Give back all the data exactly, line by line.

** BEGIN Data block **

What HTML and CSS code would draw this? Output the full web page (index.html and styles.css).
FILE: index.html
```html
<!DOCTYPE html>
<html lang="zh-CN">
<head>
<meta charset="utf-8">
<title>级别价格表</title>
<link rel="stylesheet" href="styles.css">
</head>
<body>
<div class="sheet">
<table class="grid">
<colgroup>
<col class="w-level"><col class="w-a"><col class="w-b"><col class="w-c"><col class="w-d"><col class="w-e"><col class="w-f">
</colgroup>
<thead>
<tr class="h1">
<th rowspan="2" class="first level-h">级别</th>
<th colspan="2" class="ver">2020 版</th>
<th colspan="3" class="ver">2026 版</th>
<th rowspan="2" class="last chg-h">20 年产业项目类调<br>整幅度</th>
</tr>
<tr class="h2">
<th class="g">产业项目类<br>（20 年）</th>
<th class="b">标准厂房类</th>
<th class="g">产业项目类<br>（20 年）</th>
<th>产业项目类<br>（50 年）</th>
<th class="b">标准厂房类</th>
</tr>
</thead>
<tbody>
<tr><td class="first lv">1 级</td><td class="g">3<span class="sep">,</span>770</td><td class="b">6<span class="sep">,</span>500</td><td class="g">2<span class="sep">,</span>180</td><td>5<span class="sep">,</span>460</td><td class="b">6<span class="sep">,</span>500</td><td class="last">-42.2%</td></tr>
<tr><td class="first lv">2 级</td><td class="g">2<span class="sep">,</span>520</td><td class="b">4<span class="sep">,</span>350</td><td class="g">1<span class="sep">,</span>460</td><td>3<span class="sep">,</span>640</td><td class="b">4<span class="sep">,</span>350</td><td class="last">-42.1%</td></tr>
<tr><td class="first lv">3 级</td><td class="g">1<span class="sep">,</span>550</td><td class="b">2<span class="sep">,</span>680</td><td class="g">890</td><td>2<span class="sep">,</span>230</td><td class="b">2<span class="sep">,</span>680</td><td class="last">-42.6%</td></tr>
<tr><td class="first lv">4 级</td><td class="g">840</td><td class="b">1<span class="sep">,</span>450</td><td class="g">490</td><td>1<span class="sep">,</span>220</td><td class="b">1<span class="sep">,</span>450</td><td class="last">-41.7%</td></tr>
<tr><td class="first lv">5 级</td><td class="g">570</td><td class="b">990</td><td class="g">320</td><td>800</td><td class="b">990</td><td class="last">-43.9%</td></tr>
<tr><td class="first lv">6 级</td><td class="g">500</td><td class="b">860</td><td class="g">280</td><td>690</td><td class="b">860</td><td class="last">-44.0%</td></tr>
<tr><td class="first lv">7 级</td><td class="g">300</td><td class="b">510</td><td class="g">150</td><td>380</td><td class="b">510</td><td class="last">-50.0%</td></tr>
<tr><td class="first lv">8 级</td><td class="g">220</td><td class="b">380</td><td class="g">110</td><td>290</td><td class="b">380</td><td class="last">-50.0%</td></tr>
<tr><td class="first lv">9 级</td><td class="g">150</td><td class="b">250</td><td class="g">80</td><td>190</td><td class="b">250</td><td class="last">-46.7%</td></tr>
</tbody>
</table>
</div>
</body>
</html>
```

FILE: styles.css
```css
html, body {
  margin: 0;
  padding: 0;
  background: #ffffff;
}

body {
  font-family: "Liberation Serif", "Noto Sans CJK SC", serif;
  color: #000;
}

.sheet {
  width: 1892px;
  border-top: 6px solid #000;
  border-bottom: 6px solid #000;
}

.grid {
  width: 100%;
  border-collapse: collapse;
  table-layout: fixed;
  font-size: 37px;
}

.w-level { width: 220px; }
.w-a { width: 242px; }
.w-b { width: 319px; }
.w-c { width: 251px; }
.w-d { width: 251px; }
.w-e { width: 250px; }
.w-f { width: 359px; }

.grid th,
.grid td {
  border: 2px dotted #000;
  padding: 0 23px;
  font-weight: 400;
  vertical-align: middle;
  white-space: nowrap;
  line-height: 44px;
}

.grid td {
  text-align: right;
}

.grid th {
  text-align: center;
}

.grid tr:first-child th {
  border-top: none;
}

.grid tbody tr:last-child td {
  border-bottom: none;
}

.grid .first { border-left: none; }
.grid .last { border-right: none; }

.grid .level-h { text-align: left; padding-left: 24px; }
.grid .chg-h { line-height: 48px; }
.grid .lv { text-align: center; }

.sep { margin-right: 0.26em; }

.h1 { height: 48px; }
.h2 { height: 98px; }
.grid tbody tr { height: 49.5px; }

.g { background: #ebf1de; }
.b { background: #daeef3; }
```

** END Data block **

--- Response below ---
What HTML and CSS code would draw this? Output the full web page (index.html and styles.css).
FILE: index.html
```html
<!DOCTYPE html>
<html lang="zh-CN">
<head>
<meta charset="utf-8">
<title>级别价格表</title>
<link rel="stylesheet" href="styles.css">
</head>
<body>
<div class="sheet">
<table class="grid">
<colgroup>
<col class="w-level"><col class="w-a"><col class="w-b"><col class="w-c"><col class="w-d"><col class="w-e"><col class="w-f">
</colgroup>
<thead>
<tr class="h1">
<th rowspan="2" class="first level-h">级别</th>
<th colspan="2" class="ver">2020 版</th>
<th colspan="3" class="ver">2026 版</th>
<th rowspan="2" class="last chg-h">20 年产业项目类调<br>整幅度</th>
</tr>
<tr class="h2">
<th class="g">产业项目类<br>（20 年）</th>
<th class="b">标准厂房类</th>
<th class="g">产业项目类<br>（20 年）</th>
<th>产业项目类<br>（50 年）</th>
<th class="b">标准厂房类</th>
</tr>
</thead>
<tbody>
<tr><td class="first lv">1 级</td><td class="g">3<span class="sep">,</span>770</td><td class="b">6<span class="sep">,</span>500</td><td class="g">2<span class="sep">,</span>180</td><td>5<span class="sep">,</span>460</td><td class="b">6<span class="sep">,</span>500</td><td class="last">-42.2%</td></tr>
<tr><td class="first lv">2 级</td><td class="g">2<span class="sep">,</span>520</td><td class="b">4<span class="sep">,</span>350</td><td class="g">1<span class="sep">,</span>460</td><td>3<span class="sep">,</span>640</td><td class="b">4<span class="sep">,</span>350</td><td class="last">-42.1%</td></tr>
<tr><td class="first lv">3 级</td><td class="g">1<span class="sep">,</span>550</td><td class="b">2<span class="sep">,</span>680</td><td class="g">890</td><td>2<span class="sep">,</span>230</td><td class="b">2<span class="sep">,</span>680</td><td class="last">-42.6%</td></tr>
<tr><td class="first lv">4 级</td><td class="g">840</td><td class="b">1<span class="sep">,</span>450</td><td class="g">490</td><td>1<span class="sep">,</span>220</td><td class="b">1<span class="sep">,</span>450</td><td class="last">-41.7%</td></tr>
<tr><td class="first lv">5 级</td><td class="g">570</td><td class="b">990</td><td class="g">320</td><td>800</td><td class="b">990</td><td class="last">-43.9%</td></tr>
<tr><td class="first lv">6 级</td><td class="g">500</td><td class="b">860</td><td class="g">280</td><td>690</td><td class="b">860</td><td class="last">-44.0%</td></tr>
<tr><td class="first lv">7 级</td><td class="g">300</td><td class="b">510</td><td class="g">150</td><td>380</td><td class="b">510</td><td class="last">-50.0%</td></tr>
<tr><td class="first lv">8 级</td><td class="g">220</td><td class="b">380</td><td class="g">110</td><td>290</td><td class="b">380</td><td class="last">-50.0%</td></tr>
<tr><td class="first lv">9 级</td><td class="g">150</td><td class="b">250</td><td class="g">80</td><td>190</td><td class="b">250</td><td class="last">-46.7%</td></tr>
</tbody>
</table>
</div>
</body>
</html>
```

FILE: styles.css
```css
html, body {
  margin: 0;
  padding: 0;
  background: #ffffff;
}

body {
  font-family: "Liberation Serif", "Noto Sans CJK SC", serif;
  color: #000;
}

.sheet {
  width: 1892px;
  border-top: 6px solid #000;
  border-bottom: 6px solid #000;
}

.grid {
  width: 100%;
  border-collapse: collapse;
  table-layout: fixed;
  font-size: 37px;
}

.w-level { width: 220px; }
.w-a { width: 242px; }
.w-b { width: 319px; }
.w-c { width: 251px; }
.w-d { width: 251px; }
.w-e { width: 250px; }
.w-f { width: 359px; }

.grid th,
.grid td {
  border: 2px dotted #000;
  padding: 0 23px;
  font-weight: 400;
  vertical-align: middle;
  white-space: nowrap;
  line-height: 44px;
}

.grid td {
  text-align: right;
}

.grid th {
  text-align: center;
}

.grid tr:first-child th {
  border-top: none;
}

.grid tbody tr:last-child td {
  border-bottom: none;
}

.grid .first { border-left: none; }
.grid .last { border-right: none; }

.grid .level-h { text-align: left; padding-left: 24px; }
.grid .chg-h { line-height: 48px; }
.grid .lv { text-align: center; }

.sep { margin-right: 0.26em; }

.h1 { height: 48px; }
.h2 { height: 98px; }
.grid tbody tr { height: 49.5px; }

.g { background: #ebf1de; }
.b { background: #daeef3; }
```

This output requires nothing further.